2. Whether the total consideration towards lease received by the assessee should be fully assessed for the relevant assessment year.

Analysis:
1. The first issue pertains to gifts made by producers to the children of the assessee and their tax implications. The Assessing Officer contended that these gifts should be treated as additional remuneration to the assessee due to a perceived pattern of the children receiving gifts from producers whose films the assessee agreed to act in. However, the Tribunal disagreed, emphasizing that the burden of proof lies with the Revenue to establish that such gifts constitute income of the assessee. The Tribunal noted that the gifts were received by the children, accounted for, and gift-tax paid. The donors confirmed the amounts were gifts, not part of the assessee's remuneration. The Tribunal found no evidence supporting the Assessing Officer's inference, concluding that the gifts were not in consideration for the services rendered by the assessee. The court upheld the Tribunal's decision, ruling in favor of the assessee.
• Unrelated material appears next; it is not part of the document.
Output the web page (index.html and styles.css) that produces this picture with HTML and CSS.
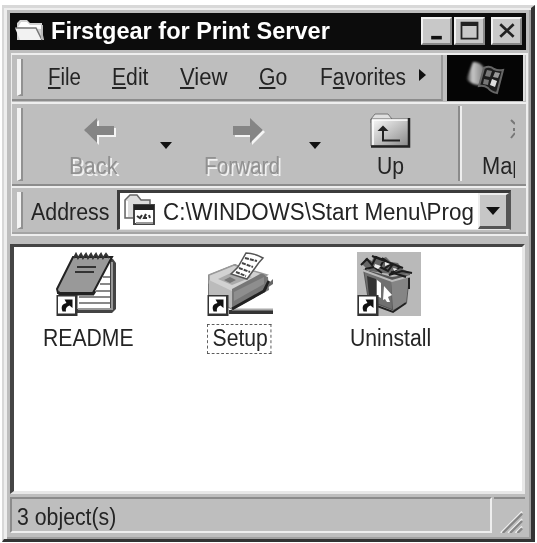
FILE: index.html
```html
<!DOCTYPE html>
<html lang="en">
<head>
<meta charset="utf-8">
<title>Firstgear for Print Server</title>
<link rel="stylesheet" href="styles.css">
</head>
<body>
<svg width="0" height="0" class="defs">
  <symbol id="shortcut" viewBox="0 0 21 21">
    <path d="M0 0H21V21H0Z" fill="#333"/><path d="M1.500 1.500H18.500V18.500H1.500Z" fill="#fff"/>
    <path d="M6 16.500C4 11 6 9 10 8L8 4.500H16V13L13 10.500C10 12 9 13 9.500 16.500Z" fill="#111"/>
  </symbol>
</svg>
<main class="window">
  <header class="titlebar">
    <svg class="folder" viewBox="0 0 32 26"><path d="M3 22V5L6 2H13L16 5H28V12L30 22Z" fill="#d2d2d2"/><path d="M4 9L7 4H13L16 7H27V11" fill="#fff"/><path d="M1 10H22L28 22H6Z" fill="#f2f2f2"/><path d="M1 10H22L28 22" fill="none" stroke="#777" stroke-width="1.5"/><path d="M28 7V21" stroke="#bbb" stroke-width="2"/></svg>
    <h1><span class="t title-text">Firstgear for Print Server</span></h1>
    <div class="controls">
      <button aria-label="Minimize"><svg viewBox="0 0 30 27"><path d="M9 19H21V23H9Z" fill="#111"/></svg></button><button aria-label="Maximize"><svg viewBox="0 0 30 27"><path d="M5 3H25V23H5ZM7 8V21H23V8Z" fill="#222" fill-rule="evenodd"/></svg></button><button class="close" aria-label="Close"><svg viewBox="0 0 30 27"><path d="M8 6L23 20M23 6L8 20" stroke="#222" stroke-width="3"/></svg></button>
    </div>
  </header>
  <section class="rebar">
    <div class="menurow">
      <nav class="menu">
        <i class="grip"></i>
        <span class="t file"><u>F</u>ile</span><span class="t edit"><u>E</u>dit</span><span class="t view"><u>V</u>iew</span><span class="t go"><u>G</u>o</span><span class="t favorites">F<u>a</u>vorites</span>
        <svg class="more" viewBox="0 0 8 12"><path d="M0 0L7 6L0 12Z" fill="#111"/></svg>
      </nav>
      <div class="brand">
        <svg viewBox="0 0 76 45">
          <defs><linearGradient id="flag"><stop offset="0" stop-color="#333"/><stop offset=".3" stop-color="#c8c8c8"/><stop offset="1" stop-color="#777"/></linearGradient><filter id="soft"><feGaussianBlur stdDeviation="1"/></filter></defs>
          <path d="M20 22L26 7Q33 6 38 14L34 30Q27 31 20 25Z" fill="url(#flag)" filter="url(#soft)"/>
          <path d="M37 13Q43 10 47 14Q51 16 56 15L50 38Q44 37 41 33Q37 30 32 31Z" fill="#1c1c1c" stroke="#666" stroke-width="2"/>
          <path d="M40 15L45 16L43 22L38 21ZM37 24L42 25L41 30L36 29Z" fill="#777"/><path d="M48 17L53 18L51 23L46 22Z" fill="#999"/><path d="M45 24L50 26L48 32L43 30Z" fill="#ddd"/>
        </svg>
      </div>
    </div>
    <div class="toolbar">
      <i class="grip"></i>
      <div class="tool disabled back"><svg viewBox="0 0 34 30"><path class="hi" d="M3 15L16 3V11H33V20H16V28Z"/><path class="lo" d="M1 13L14 1V9H31V18H14V26Z"/></svg><span class="t">Back</span></div>
      <svg class="drop" viewBox="0 0 12 8"><path d="M0 0H12L6 7Z" fill="#111"/></svg>
      <div class="tool disabled forward"><svg viewBox="0 0 34 30"><path class="hi" d="M33 15L20 3V11H3V20H20V28Z"/><path class="lo" d="M31 13L18 1V9H1V18H18V26Z"/></svg><span class="t">Forward</span></div>
      <svg class="drop" viewBox="0 0 12 8"><path d="M0 0H12L6 7Z" fill="#111"/></svg>
      <div class="tool up"><svg viewBox="0 0 42 36"><defs><linearGradient id="paper" x2="1" y2="1"><stop offset=".1" stop-color="#f0f0f0"/><stop offset="1" stop-color="#888"/></linearGradient></defs><path d="M1 7L5 2H18L22 7V11H1Z" fill="#e0e0e0" stroke="#777"/><path d="M1 7H39V34H1Z" fill="url(#paper)" stroke="#666"/><path d="M3 8V33M2 8H39" stroke="#fff" stroke-width="1.5"/><path d="M39 6V34.500H1" fill="none" stroke="#222" stroke-width="2.500"/><path d="M13 17V28.500H30" fill="none" stroke="#222" stroke-width="2"/><path d="M7.500 19L13 13.500L18.500 19Z" fill="#222"/></svg><span class="t">Up</span></div>
      <i class="separator"></i>
      <div class="tool map"><svg viewBox="0 0 8 24"><path d="M1 2L5 6M4 10V13M5 15L1 20" fill="none" stroke="#777" stroke-width="2"/></svg><span class="t">Map</span></div>
    </div>
    <div class="addressrow">
      <i class="grip"></i>
      <span class="t address-label">Address</span>
      <div class="field">
        <svg class="location" viewBox="0 0 34 34"><path d="M3 25V7L8 2H15L19 7H28V25Z" fill="#ddd" stroke="#666" stroke-width="1.5"/><path d="M5 8V24" stroke="#fff" stroke-width="2"/><path d="M12 12H32V31H12Z" fill="#fff" stroke="#444" stroke-width="2"/><path d="M12 12H32V17H12Z" fill="#222"/><path d="M14 29H31V31H14Z" fill="#999"/><path d="M15 23L18 25L20 22M24 21L22 25H25M27 22L28 25" fill="none" stroke="#333" stroke-width="2"/></svg>
        <span class="t path">C:\WINDOWS\Start Menu\Prog</span>
        <button class="combo" aria-label="Open address list"><svg viewBox="0 0 14 8"><path d="M0 0H14L7 8Z" fill="#111"/></svg></button>
      </div>
    </div>
  </section>
  <section class="files">
    <div class="item readme">
      <svg viewBox="0 0 64 64"><path d="M19 7H57L60 11V57L56 61H20V48Z" fill="#444"/><path d="M23 9H54V57H21V46Z" fill="#fff"/><path d="M47 25H54M44 32H54M40 39H54M23 45H54M23 51H54" stroke="#888" stroke-width="2"/><path d="M56 10V57H22" fill="none" stroke="#999" stroke-width="2"/><path d="M17 5H56L37 41H2L1 37Z" fill="#999" stroke="#222" stroke-width="2"/><path d="M2 40L4 42H37L39 39" fill="none" stroke="#222" stroke-width="3"/><path d="M21 15H40M19 20H38" stroke="#333" stroke-width="2"/><path d="M18 6L20 2L22 6L25 2L27 6L30 2L32 6L35 2L37 6L40 2L42 6L45 2L47 6L50 2L53 6" fill="none" stroke="#333" stroke-width="2"/><use href="#shortcut" x="0" y="43" width="22" height="21"/></svg>
      <span class="t">README</span>
    </div>
    <div class="item setup">
      <svg viewBox="0 0 66 64"><path d="M22 60H66" stroke="#333" stroke-width="4"/><path d="M25 57.500H66" stroke="#aaa" stroke-width="2"/><path d="M1 23L28 12L61 25L62 38L25 58L1 43Z" fill="#777"/><path d="M2 23L27 13L60 23L25 41L2 31Z" fill="#d2d2d2" stroke="#999" stroke-width="1.500"/><path d="M2 28L25 39V57L2 43Z" fill="#bbb"/><path d="M25 37L53 22Q58 21 60 27V37L25 56Z" fill="#777"/><path d="M27 40L57 25V32L27 49Z" fill="#8e8e8e"/><path d="M25 57L57 39L62 29" fill="none" stroke="#222" stroke-width="3"/><path d="M62 31L66 27V32L60 36Z" fill="#666"/><path d="M11 27L28 19L45 25L25 33Z" fill="#aaa"/><path d="M17 28L23 25L29 28L23 31Z" fill="#777"/><path d="M24 22L31 15L39 1Q47 1 56 6Q52 10 48 16L40 27Z" fill="#fff" stroke="#555" stroke-width="1.500"/><path d="M38 6L50 9M35 11L46 15M32 16L43 20M29 20L39 24" stroke="#444" stroke-width="2" stroke-dasharray="4 1"/><use href="#shortcut" x="0" y="43" width="22" height="21"/></svg>
      <span class="t">Setup</span>
    </div>
    <div class="item uninstall">
      <svg viewBox="0 0 64 64"><path d="M0 0H64V64H0Z" fill="#b9b9b9"/><path d="M6 17L35 25L53 22L50 51L37 59L11 49Z" fill="#555"/><path d="M34 29L52 25L49 51L36 58Z" fill="#858585"/><path d="M7 18L34 29L35 57L12 48Z" fill="#707070"/><path d="M10 24L19 27V47L12 45Z" fill="#333"/><path d="M20 28L24 31V46L20 44Z" fill="#fff"/><path d="M27 34L35 43L31 45L33 50L30 50L28 47L26 48Z" fill="#fff"/><path d="M5 18L35 29L53 24" fill="none" stroke="#bbb" stroke-width="2"/><path d="M52 26V37M12 51L36 60L49 51" fill="none" stroke="#222" stroke-width="2"/><path d="M5 12L9 6L15 9L17 4L24 7L29 5L34 10L41 11L45 17L55 21L43 24L35 22L26 21L13 19L9 16Z" fill="#666"/><path d="M4 13L10 7L15 13L19 5L27 8L23 15L31 19L36 12L43 15L32 23L45 19L55 21M8 17L17 15L25 21M25 6L34 12L27 17M34 20L49 25M15 4L46 16" fill="none" stroke="#1c1c1c" stroke-width="2"/><path d="M18 12L24 14L21 17L17 15ZM28 10L33 12L28 14ZM36 16L41 17L37 19Z" fill="#eee"/><use href="#shortcut" x="0" y="43" width="22" height="21"/></svg>
      <span class="t">Uninstall</span>
    </div>
  </section>
  <footer class="status">
    <div class="count"><span class="t">3 object(s)</span></div>
    <div class="corner"><svg viewBox="0 0 24 26"><path d="M1 26L24 3M9 26L24 11M17 26L24 19" stroke="#f0f0f0" stroke-width="2"/><path d="M3 26L24 5M11 26L24 13M19 26L24 21" stroke="#858585" stroke-width="2.500"/></svg></div>
  </footer>
</main>
</body>
</html>
```
FILE: styles.css
```css
* { box-sizing: border-box; }
body { margin: 0; background: #fff; color: #242424; font: 23px/23px "Liberation Sans", Arial, sans-serif; overflow: hidden; }
svg { display: block; flex: none; }
.defs { display: none; }
button { padding: 0; border: 0; border-radius: 0; background: #c6c6c6; }
h1 { margin: 0; font-size: 23px; line-height: 23px; }
.t { display: inline-block; white-space: nowrap; transform: scaleX(.92); transform-origin: left; }
u { text-decoration-thickness: 2px; text-underline-offset: 2px; }

.window { width: 533px; height: 537px; margin: 5px 0 0 2px; padding: 5px 5px 3px 4px; background: #bebebe; border: solid; border-width: 3px 4px 3px 2px; border-color: #d8d8d8 #333 #333 #d8d8d8; box-shadow: inset 3px 2px #eee, inset -2px -2px #a0a0a0; display: flex; flex-direction: column; }

.titlebar { width: 516px; height: 37px; margin-left: 2px; background: #0c0c0c; color: #fff; display: flex; flex: none; }
.folder { width: 32px; height: 26px; margin: 5px 0 0 4px; }
.titlebar h1 { width: 278px; margin: 7px 0 0 5px; }
.title-text { transform: scaleX(1.024); }
.controls { display: flex; margin: 4px 0 0 92px; height: 28px; }
.controls button { width: 31px; height: 28px; border: 2px solid; border-color: #f2f2f2 #888 #888 #f2f2f2; margin-right: 2px; background: #c8c8c8; }
.controls button svg { width: 100%; height: 100%; }
.controls .close { margin-left: 4px; }

.rebar { flex: none; width: 517px; height: 183px; margin: 3px 0 0 3px; border: 2px solid #eee; border-width: 2px 2px 2px 1px; }
.menurow { display: flex; height: 47px; }
.menu { width: 431px; height: 46px; display: grid; grid-template-columns: 36px 64px 68px 79px 61px 99px 12px; padding: 11px 0 0; border-right: 2px solid #999; border-bottom: 2px solid #8c8c8c; }
.menu .file { transform: scaleX(.89); }
.menu .view { transform: scaleX(.96); }
.menu .favorites { transform: scaleX(.91); }
.more { width: 8px; height: 12px; margin-top: 3px; }
.menu .grip { margin: -7px 0 0 5px; height: 37px; }
.grip { display: block; width: 6px; border-left: 4px solid #f4f4f4; border-right: 2px solid #919191; border-bottom: 2px solid #919191; flex: none; }
.brand { width: 78px; height: 46px; margin-left: 4px; background: #050505; border-right: 2px solid #ddd; }
.brand svg { width: 76px; height: 45px; }

.toolbar { display: flex; height: 84px; border-top: 2px solid #eee; border-bottom: 2px solid #8c8c8c; overflow: hidden; }
.toolbar > .grip { margin: 4px 0 0 5px; height: 73px; }
.tool { display: flex; flex-direction: column; flex: none; height: 74px; }
.tool .t { margin-top: auto; }
.disabled { color: #919191; text-shadow: 2px 2px #f1f1f1; }
.disabled svg { width: 34px; height: 30px; margin-top: 13px; }
.hi { fill: #f5f5f5; }
.lo { fill: #858585; }
.back { width: 48px; margin-left: 46px; }
.back svg { margin-left: 14px; }
.back .t { transform: scaleX(.95); }
.drop { width: 12px; height: 8px; margin: 38px 0 0 43px; }
.forward { width: 76px; margin-left: 32px; }
.forward svg { margin-left: 28px; }
.forward .t { transform: scaleX(.9); }
.forward + .drop { margin-left: 29px; }
.up { width: 42px; margin-left: 49px; }
.up svg { width: 42px; height: 36px; margin-top: 8px; }
.up .t { margin-left: 7px; }
.separator { width: 4px; height: 75px; margin: 2px 0 0 46px; border-left: 2px solid #8b8b8b; border-right: 2px solid #eee; }
.map { width: 33px; margin-left: 20px; overflow: hidden; }
.map svg { width: 8px; height: 24px; margin: 14px 0 0 28px; }
.map .t { transform: scaleX(.95); }

.addressrow { display: flex; height: 48px; border-top: 2px solid #eee; border-bottom: 2px solid #a4a4a4; }
.addressrow > .grip { height: 37px; margin: 4px 0 0 5px; }
.address-label { width: 86px; flex: none; margin: 13px 0 0 8px; transform: scaleX(.93); }
.field { flex: none; width: 394px; height: 40px; margin-top: 2px; border: solid; border-color: #3c3c3c #555 #e6e6e6 #3c3c3c; border-width: 3px 2px 1px 3px; background: #fff; display: flex; }
.location { width: 34px; height: 34px; margin-left: 2px; }
.path { width: 314px; flex: none; margin: 8px 0 0 7px; transform: scaleX(.973); }
.combo { width: 31px; height: 36px; flex: none; margin-left: 1px; border: solid; border-width: 2px 3px 3px 2px; border-color: #eee #555 #555 #eee; display: flex; justify-content: center; align-items: center; }
.combo svg { width: 14px; height: 8px; }

.files { flex: none; width: 515px; height: 250px; margin: 8px 0 0 2px; border: solid; border-width: 3px 3px 3px 4px; border-color: #454545 #e8e8e8 #e8e8e8 #454545; background: #fff; display: grid; grid-template-columns: 162px 152px 1fr; padding: 5px 0 0 29px; align-items: start; }
.item { display: flex; flex-direction: column; }
.item svg { width: 64px; height: 64px; }
.item .t { margin-top: 11px; }
.readme { margin-left: 13px; }
.readme .t { margin-left: -13px; transform: scaleX(.92); }
.setup svg { width: 66px; }
.setup { margin-left: 2px; }
.setup .t { width: 70px; height: 30px; padding: 2px 0 0 5px; margin: 8px 0 0 0; border: 1px dashed #555; }
.uninstall .t { margin-left: -7px; transform: scaleX(.92); }

.status { width: 515px; height: 38px; flex: none; margin: 3px 0 0 2px; display: flex; }
.count { width: 482px; height: 36px; padding: 7px 0 0 5px; border: 2px solid; border-color: #8b8b8b #eee #eee #8b8b8b; }
.count .t { transform: scaleX(.925); }
.corner { width: 31px; height: 36px; margin-left: 2px; padding: 10px 0 0 5px; border-top: 2px solid #8b8b8b; }
.corner svg { width: 24px; height: 24px; }
```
2. The second issue concerns the lease consideration received by the assessee for film distribution. The assessee argued that only the amount to be adjusted annually towards rental should be treated as income for each year. However, the Assessing Officer included the entire amount received under the agreement as income for the relevant year, citing the absence of an obligation for the assessee to return any part of the amount in the future. The court agreed with the Assessing Officer, ruling that the full amount received should be assessed as income for that year. This question was answered against the assessee and in favor of the Revenue.